Washed ashore on Anacapa, Beverly finds food and water in an empty cabin, and fights off hordes of the rats her granddaughter will later eliminate. By the time a Coast Guard cutter rescues her two weeks later, Beverly has come to hate the island for "its changeless, ceaseless, ongoing and never-ending placidity and indifference and sheer brainless endurance." Against this backdrop of implacable nature, Alma's faith in benevolent stewardship of the land and Dave's aggressive insistence on the sanctity of all animal life are equally suspect. Boyle would once have been content to expose their delusions with exaggerated strokes. Now he makes sure we see that each has a point and each has in some fundamental way missed the point. Alma is the more appealing character, painfully aware of the irony inherent in killing some animals so that others may survive. She feels justified by her mission: to re-establish the natural harmony that existed on Anacapa and Santa Cruz "before humans began altering it."

But pursuing this godlike goal renders her tone-deaf to the people around her. She fails to pick up glaring clues that her secretary is feeding information to For the Protection of Animals. She's the second woman in the novel to get pregnant while faithfully employing birth control (a small but representative instance of Boyle's skillful use of incidental details to build his case for the unruly force of nature), and then proves to be an overconfident social engineer in her own life: "we're going to need to get married," she announces to a boyfriend who has dropped numerous hints that he's not particularly committed to their relationship.

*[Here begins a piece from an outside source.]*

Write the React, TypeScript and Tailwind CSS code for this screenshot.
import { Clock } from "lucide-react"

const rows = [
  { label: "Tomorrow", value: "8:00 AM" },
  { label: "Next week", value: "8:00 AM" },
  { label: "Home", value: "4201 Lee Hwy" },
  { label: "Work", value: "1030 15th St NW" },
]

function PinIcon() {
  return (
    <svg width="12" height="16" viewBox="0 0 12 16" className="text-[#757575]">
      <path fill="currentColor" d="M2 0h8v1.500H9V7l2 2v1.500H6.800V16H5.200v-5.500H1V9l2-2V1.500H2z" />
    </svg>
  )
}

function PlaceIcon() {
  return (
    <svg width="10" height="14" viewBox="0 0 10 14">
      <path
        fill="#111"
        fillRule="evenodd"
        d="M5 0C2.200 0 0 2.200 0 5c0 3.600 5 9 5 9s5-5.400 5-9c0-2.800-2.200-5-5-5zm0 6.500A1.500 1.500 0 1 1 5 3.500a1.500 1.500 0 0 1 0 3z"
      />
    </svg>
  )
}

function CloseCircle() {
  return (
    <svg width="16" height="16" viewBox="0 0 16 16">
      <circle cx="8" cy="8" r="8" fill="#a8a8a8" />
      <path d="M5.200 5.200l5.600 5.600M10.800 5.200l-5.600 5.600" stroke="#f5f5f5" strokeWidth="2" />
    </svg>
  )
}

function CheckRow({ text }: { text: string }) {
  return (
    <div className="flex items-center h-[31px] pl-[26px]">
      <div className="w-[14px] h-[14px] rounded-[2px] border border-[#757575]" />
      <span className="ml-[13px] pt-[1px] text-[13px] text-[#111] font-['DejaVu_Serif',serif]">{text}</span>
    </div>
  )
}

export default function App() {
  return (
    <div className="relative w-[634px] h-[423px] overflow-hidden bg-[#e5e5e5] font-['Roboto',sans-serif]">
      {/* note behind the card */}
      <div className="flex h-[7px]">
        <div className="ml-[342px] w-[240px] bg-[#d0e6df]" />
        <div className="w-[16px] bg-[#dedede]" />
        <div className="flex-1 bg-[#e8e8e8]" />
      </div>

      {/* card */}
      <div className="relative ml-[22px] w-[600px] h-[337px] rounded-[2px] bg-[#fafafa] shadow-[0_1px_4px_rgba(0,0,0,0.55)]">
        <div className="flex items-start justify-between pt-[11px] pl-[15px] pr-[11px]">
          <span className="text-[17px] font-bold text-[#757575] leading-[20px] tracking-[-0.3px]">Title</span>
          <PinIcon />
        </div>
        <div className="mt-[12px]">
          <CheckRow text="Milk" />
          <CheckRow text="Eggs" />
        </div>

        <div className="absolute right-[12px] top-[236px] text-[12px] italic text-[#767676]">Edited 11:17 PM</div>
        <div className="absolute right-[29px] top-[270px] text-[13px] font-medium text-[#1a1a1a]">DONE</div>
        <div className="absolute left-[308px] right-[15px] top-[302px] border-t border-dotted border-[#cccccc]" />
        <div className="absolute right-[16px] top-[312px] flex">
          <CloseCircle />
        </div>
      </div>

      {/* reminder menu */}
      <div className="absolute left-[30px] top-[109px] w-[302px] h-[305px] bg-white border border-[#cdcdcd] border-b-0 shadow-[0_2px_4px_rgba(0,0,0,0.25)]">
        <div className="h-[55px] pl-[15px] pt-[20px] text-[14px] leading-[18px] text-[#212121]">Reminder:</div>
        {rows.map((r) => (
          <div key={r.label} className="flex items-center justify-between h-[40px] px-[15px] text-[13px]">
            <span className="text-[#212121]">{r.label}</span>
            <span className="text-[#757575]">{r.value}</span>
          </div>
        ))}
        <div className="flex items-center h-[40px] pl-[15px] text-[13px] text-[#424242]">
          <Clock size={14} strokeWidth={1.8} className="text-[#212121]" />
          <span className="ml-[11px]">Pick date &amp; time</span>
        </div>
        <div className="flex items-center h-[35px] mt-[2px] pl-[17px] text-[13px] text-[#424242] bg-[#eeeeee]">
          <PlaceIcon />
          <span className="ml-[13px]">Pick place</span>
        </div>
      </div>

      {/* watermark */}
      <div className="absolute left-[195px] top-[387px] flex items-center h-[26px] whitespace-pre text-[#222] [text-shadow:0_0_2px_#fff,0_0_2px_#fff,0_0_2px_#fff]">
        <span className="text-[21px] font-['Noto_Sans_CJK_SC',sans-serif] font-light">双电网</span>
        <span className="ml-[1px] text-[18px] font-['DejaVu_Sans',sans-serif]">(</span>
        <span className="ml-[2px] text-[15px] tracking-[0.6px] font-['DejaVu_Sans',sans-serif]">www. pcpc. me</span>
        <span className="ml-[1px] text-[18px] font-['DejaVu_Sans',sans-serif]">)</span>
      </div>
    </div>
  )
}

Alma's [ws2] belief in her power to control is her biggest blind spot; Dave is right to sneer that she belongs to "the kind of people who think they can manipulate nature and make a theme park out of the islands." That's not the only venomously accurate remark made by Dave, who voices the novel's bitterest perceptions. He rubs our noses in the gruesome physical details of the exterminations Alma is anxious to euphemize: rats slowly bleeding to death from pesticides, hogs shot and left rotting, their eyes pecked out by ravens, their carcasses infested with maggots.

He sees human beings dealing destruction wherever they go. Here's a man who looks at cars lined up at a red light and smells "the exhaust coming out of their tailpipes in the last petrochemical gasp … the death of the earth, the death of everything." Everything enrages him, from a fat waitress to a long line at Home Depot. His surname is a nasty joke. Joy is an emotion that Dave LaJoy never feels. Dave is a classic Boyle crazy, expressing with naked honesty every repulsive emotion the rest of us labor to repress, embracing extremism no sane person would venture. What Boyle has done that he wouldn't have bothered with 30 years ago is show us how miserable Dave is, how insecure, how completely incapable of finding happiness in the natural world he's vowed to defend by any means necessary. But understanding does not equal forgiveness. Dave's bedrock selfishness is exposed when he finds two raccoons tearing up his expensive new lawn. The black humor of this protector of animals phoning Animal Control is vintage Boyle, as is Dave's impulsive decision to take the trapped raccoons and release them on Santa Cruz.

He knows the havoc invasive species wreak, and he doesn't care; it's totally credible that this solipsist can't resist the urge to save his lawn and get even with Alma. Yet every incident Boyle depicts in the story of the islands over two centuries supports Dave's assertion that humans should not tinker with nature. Alma gets gentler treatment than he does, not because her vision of the world is necessarily more accurate—she badly misreads a surprising final development on Santa Cruz—but because her partial view is spiritually healthier than his. Out on the islands, she feels "the pulse of something bigger, as if all things animate were breathing in unison, a glory and a connection that sweeps her out of herself." Alma's mistakes arise from her desire to honor that connection with nature, to undo the damage human beings have inflicted. Dave, driven by fury and incapable of empathy, ultimately thinks only of himself. Of course, that's also true of the ravens and maggots feasting on the dead hogs of Santa Cruz.